Acquired by major museums worldwide, the series has since become a reference point for exhibitions on female exploitation, surveillance, censorship and the female gaze. In 1999, following the Dirty Windows series, Merry Alpern produced the series Shopping whereby, equipped with a tiny surveillance camera and a video camcorder hidden in her discreetly perforated purse, Alpern wandered through department stores, malls, and fitting rooms, capturing women enthralled in a mesh of consumerism and vanity. Printed as video stills, the grainy images titillate with messages of the taboo and confidential. The women try on clothes, inspect their bodies, squeeze into stockings and skirts, and gently fondle luxury products—lost in a host of private emotions and desires while existing in a very public space. Galerie Miranda will present selected signed and limited-edition vintage prints from Dirty Windows as well as a unique work of vintage film stills from the series Shopping.
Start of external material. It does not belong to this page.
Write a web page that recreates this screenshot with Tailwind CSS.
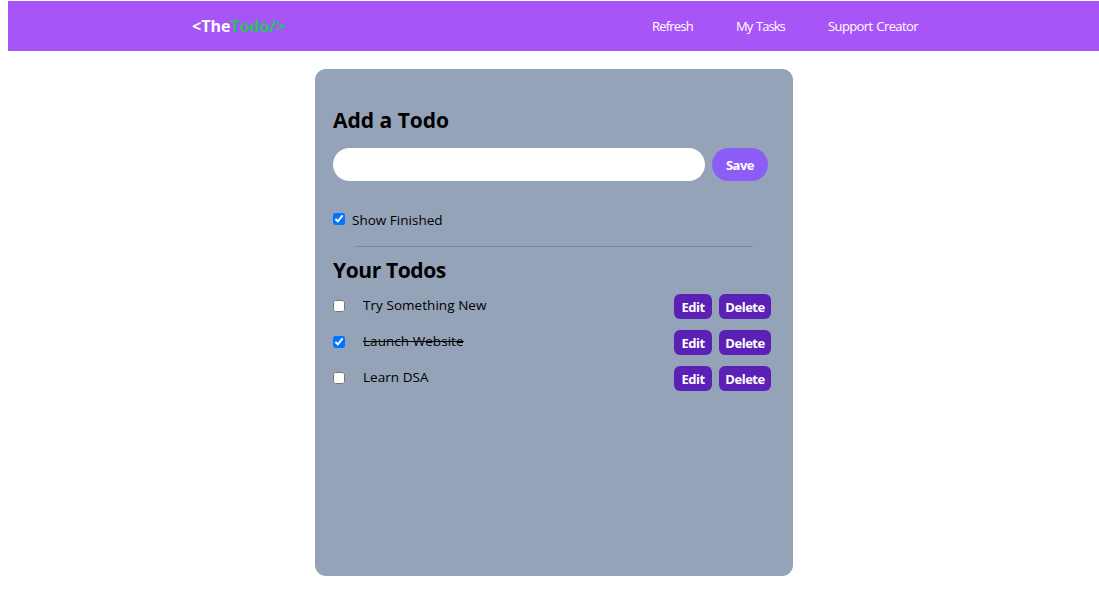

Harry Gruyaert, TV shots (1972)

In the 70s in London, Harry Gruyaert made photographs of the distorted screens of a cathodic ray tube television: “I was living in London in the early 70s and there was a crazy television set in my house. By playing around with the antenna and tweaking the controls I could suddenly obtain fascinating colours. This led me to spend a couple of months following the latest news as it happened from the first Apollo flights to the Munich Olympic Games, as well as American and English television series and ads. In those days, VCRs didn’t yet exist, let alone the ability to freeze frames or rewind. I was therefore face to face with current events, camera in hand and sometimes very close to the screen so I could frame things differently. Had there been more technical means at my disposal at the time, I think that the images wouldn’t have been as good or as fresh."

His abstract and experimental images have a pop-art fascination with the everyday whilst acting as a document of the way millions of people experienced world-shaping events in the 1970s through their home televisions; "When I discovered Pop Art in New York at the end of the 60s I realised that you could look at our consumer society differently, with both insight and a sense of humour. I felt a great admiration for artists such as Rauschenberg, Lichtenstein and Nam June Paik....I had thus become a kind of bedroom reporter confronted with the “society of spectacle”, in front of this factory of universal thought.”

The work created controversy when first exhibited in 1974, with its iconoclastic assault on the culture of television and its radical challenge to the conventions of press photography. Initially shown at the Delpire Gallery in Paris followed by the Centre for Fine Arts in Brussels and International Center of Photography, New York, the images were printed on long rolls of photographic paper 50cm wide and then hung side by side on the wall, creating a kind of gigantic, terrifying fresco. Galerie Miranda will propose selected signed and limited- edition vintage and contemporary prints from the series.